Let any one ask himself, is not this worth the trouble? What is the trouble, the planting two or three dozen plants which does not take one hour, and the tying them up against the fence three or four times during the season, which does not take one hour altogether. And what is the expense? Six pennyworth of seed if you raise the plant yourself; or two or three shillings worth if you do not want that trouble. Many families pay more than that every week for tomatoes; when on the above plan they may supply themselves throughout the season. If half the people in New York act upon these suggestions they will grow more tomatoes than are now brought into their markets all the year.

I should mention that although I planted out the purchased plants, Iput out by way of experiment, half a dozen of those I sowed in May, when they were six inches high or so, and although they were some weeks later than the others, I am now gathering equally good fruit from them.

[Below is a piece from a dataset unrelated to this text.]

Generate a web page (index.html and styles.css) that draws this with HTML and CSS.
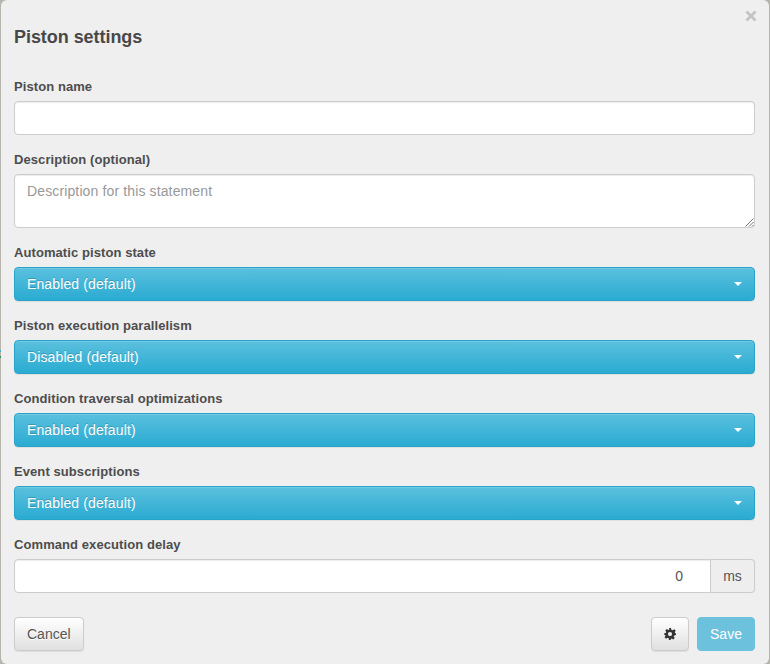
FILE: index.html
```html
<!DOCTYPE html>
<html lang="en">
<head>
<meta charset="utf-8">
<title>Piston settings</title>
<link rel="stylesheet" href="styles.css">
</head>
<body>
<i class="peek peek-blue"></i>
<i class="peek peek-green"></i>
<div class="modal">
  <div class="header">
    <svg class="close" width="12" height="12" viewBox="0 0 12 12" aria-label="Close"><path d="M1.500 1.500L10.500 10.500M10.500 1.500L1.500 10.500" stroke="#c4c4c4" stroke-width="2.800" fill="none"/></svg>
    <h4 class="title">Piston settings</h4>
  </div>
  <form class="body">
    <div class="group">
      <label class="label">Piston name</label>
      <div class="input"></div>
    </div>
    <div class="group">
      <label class="label">Description (optional)</label>
      <div class="input textarea">
        <span class="placeholder">Description for this statement</span>
        <svg class="grip" width="9" height="9" viewBox="0 0 9 9"><path d="M0.5 8.5L8.5 0.5M4 8.5L8.500 4M7 8.500L8.500 7" stroke="#777" stroke-width="1" fill="none"/></svg>
      </div>
    </div>
    <div class="group">
      <label class="label">Automatic piston state</label>
      <div class="select"><span>Enabled (default)</span><i class="caret"></i></div>
    </div>
    <div class="group">
      <label class="label">Piston execution parallelism</label>
      <div class="select"><span>Disabled (default)</span><i class="caret"></i></div>
    </div>
    <div class="group">
      <label class="label">Condition traversal optimizations</label>
      <div class="select"><span>Enabled (default)</span><i class="caret"></i></div>
    </div>
    <div class="group">
      <label class="label">Event subscriptions</label>
      <div class="select"><span>Enabled (default)</span><i class="caret"></i></div>
    </div>
    <div class="group">
      <label class="label">Command execution delay</label>
      <div class="input-group">
        <div class="input number">0</div>
        <div class="addon">ms</div>
      </div>
    </div>
  </form>
  <div class="footer">
    <button class="btn" type="button">Cancel</button>
    <div class="actions">
      <button class="btn gear" type="button" aria-label="Settings">
        <svg width="12" height="12" viewBox="0 0 24 24"><path fill="#333" fill-rule="evenodd" d="M10 0h4l.7 3.300a9 9 0 0 1 2.300 1L20.500 2.500l2.900 2.900-1.900 3a9 9 0 0 1 1 2.300L24 11v3l-3.500.8a9 9 0 0 1-1 2.300l1.900 3-2.900 2.900-3-1.900a9 9 0 0 1-2.300 1L14 24h-4l-.7-3.500a9 9 0 0 1-2.300-1l-3 1.900-2.900-2.900 1.900-3a9 9 0 0 1-1-2.300L0 14v-3l3.500-.8a9 9 0 0 1 1-2.300l-1.900-3L5.500 2l3 1.900a9 9 0 0 1 2.300-1zM12 8a4.200 4.200 0 1 0 0 8.400A4.200 4.200 0 0 0 12 8z"/></svg>
      </button>
      <button class="btn save" type="button">Save</button>
    </div>
  </div>
</div>
</body>
</html>
```
FILE: styles.css
```css
* { box-sizing: border-box; }
html, body { height: 100%; }
body {
  margin: 0;
  padding: 0 1px;
  background: #b5b5ae;
  font-family: "Liberation Sans", Arial, sans-serif;
  font-size: 14px;
  color: #444;
  overflow: hidden;
}
.peek {
  position: absolute;
  left: 0;
  width: 1px;
  height: 2px;
}
.peek-blue { top: 350px; background: #4aa8c8; }
.peek-green { top: 356px; background: #3d8f5a; }
.modal {
  height: 664px;
  background: #efefef;
  border-radius: 6px;
  display: flex;
  flex-direction: column;
}
.header {
  height: 77px;
  padding: 0 13px;
  position: relative;
}
.title {
  margin: 0;
  padding-top: 27px;
  font-size: 18px;
  line-height: 20px;
  font-weight: 700;
  letter-spacing: -0.05px;
  color: #484848;
}
.close {
  position: absolute;
  top: 10px;
  right: 12px;
}
.body {
  padding: 0 14px 0 13px;
  display: flex;
  flex-direction: column;
  gap: 15px;
}
.group { display: flex; flex-direction: column; }
.label {
  height: 19px;
  margin-bottom: 5px;
  font-size: 13px;
  line-height: 19px;
  font-weight: 700;
  letter-spacing: 0.08px;
  color: #4d4d4d;
}
.input {
  height: 34px;
  background: #fff;
  border: 1px solid #ccc;
  border-radius: 4px;
  box-shadow: inset 0 1px 1px rgba(0, 0, 0, .075);
}
.textarea {
  height: 54px;
  padding: 6px 12px;
  position: relative;
}
.placeholder {
  font-size: 14px;
  line-height: 20px;
  letter-spacing: 0.13px;
  color: #999;
}
.grip { position: absolute; right: 0; bottom: 0; }
.select {
  height: 34px;
  padding: 0 13px 0 12px;
  display: flex;
  align-items: center;
  justify-content: space-between;
  border: 1px solid #28a4c9;
  border-radius: 4px;
  background: linear-gradient(to bottom, #5bc0de 0%, #2aabd2 100%);
  box-shadow: inset 0 1px 0 rgba(255, 255, 255, .15), 0 1px 1px rgba(0, 0, 0, .075);
  color: #fff;
  font-size: 14px;
  letter-spacing: 0.12px;
  text-shadow: 0 -1px 0 rgba(0, 0, 0, .2);
}
.caret {
  width: 0;
  height: 0;
  margin-right: -1px;
  border-top: 4px solid #fff;
  border-left: 4px solid transparent;
  border-right: 4px solid transparent;
}
.input-group { display: flex; }
.number {
  flex: 1;
  padding: 0 27px 0 12px;
  border-radius: 4px 0 0 4px;
  line-height: 32px;
  text-align: right;
  color: #555;
}
.addon {
  width: 44px;
  height: 34px;
  border: 1px solid #ccc;
  border-left: 0;
  border-radius: 0 4px 4px 0;
  background: #eee;
  line-height: 32px;
  text-align: center;
  color: #555;
}
.footer {
  margin-top: 24px;
  padding: 0 14px 0 13px;
  display: flex;
  justify-content: space-between;
}
.actions { display: flex; gap: 8px; }
.btn {
  height: 34px;
  padding: 0 12px;
  border: 1px solid #ccc;
  border-radius: 4px;
  background: linear-gradient(to bottom, #fff 0%, #e0e0e0 100%);
  box-shadow: inset 0 1px 0 rgba(255, 255, 255, .15), 0 1px 1px rgba(0, 0, 0, .075);
  font-family: inherit;
  font-size: 14px;
  color: #555;
  text-shadow: 0 1px 0 #fff;
}
.gear {
  width: 38px;
  padding: 0;
  display: flex;
  align-items: center;
  justify-content: center;
}
.save {
  width: 58px;
  padding: 0;
  border-color: #6cc1dc;
  background: #6cc1dc;
  box-shadow: none;
  color: #fff;
  text-shadow: none;
}
```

There is no reason whatever why the yards, (for they cannot with much propriety be dignified with the name of garden plots,) in many of our cities should not be made available either for ornament or usefulness. Amongst flowers,* the numerous climbing plants would any of them take off the naked appearance they now almost uniformly present, and amongst vegetables any of the running beans would be better than doing nothing with them. But taking into account the red spider and some other equally "kind friends," who take an interest in gardening pursuits, I doubt whether my tomato idea will not be be found as good a one as many others; that they will succeed I can from experience testify. An Amateur.